Coming on the heels of HAI’s expansion to include UAS (unmanned aircraft systems) operators and owners, HAI President and CEO Matt Zuccaro told ROTOR Daily that he was able to use his participation in a recent meeting on UAS issues to explain the helicopter industry’s concerns and positions to the UAS community.
Zuccaro was one of the speakers at the keynote luncheon session on “UAS Integration: Other Viewpoints and Opinions” at the FAA UAS Symposium, held last month in Daytona Beach, Fla., by the FAA and Embry-Riddle Aeronautical University.
The meeting, which he called an opportunity for stakeholders in the emerging UAS technology to exchange concerns, issues, and ideas, gave Zuccaro the opportunity to ensure that the UAS industry, regulators, and others are aware of HAI position that “we view this as an exciting new technology,” he says.
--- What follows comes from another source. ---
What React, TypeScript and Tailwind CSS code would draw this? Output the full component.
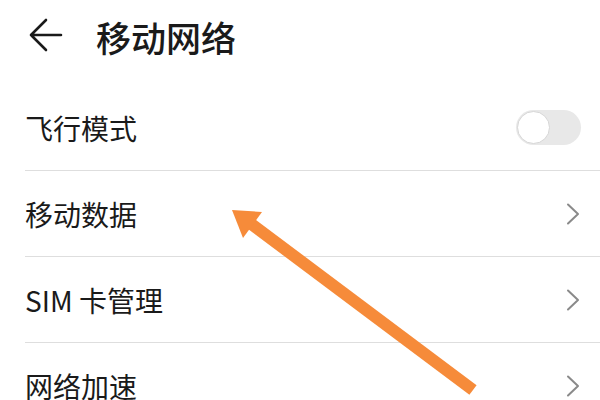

Zuccaro says that whenever he talks to outside groups, most people are surprised that the helicopter industry is not hostile to UAS, which share similar missions and airspace with helicopters.
“We had two choices,” Zuccaro told ROTOR Daily. “We could either object to their technology and try to keep it out of the airspace, which, quite frankly, I don’t think is a rational position, or we could actually look at UAS as a new, exciting business opportunity for helicopter operators. That’s what we’ve decided to do.”
He says this HAI position was new to “at least half” of the people at the conference, with many thinking, erroneously, that the helicopter industry is fighting UAS as being unsafe and competition.
At the same time, though, Zuccaro thinks that the UAS industry has not “come to grips” with the fact that UAS are aircraft, rather than toys or consumer products, meaning that UAS operators have duties and responsibilities to others sharing the same airspace.
Zuccaro expects that this and other outreach to the UAS community will result in better understanding between the UAS and helicopter industries. “We’re looking to work together with them, and we are absolutely going to do the best we can to ensure that they recognize the duties and responsibilities they have, and that they are in a consensus with us about the things that we’re advocating for,” he says — specifically, the safe integration of U.A.S. into the airspace, registration of UAS and education for those operating them.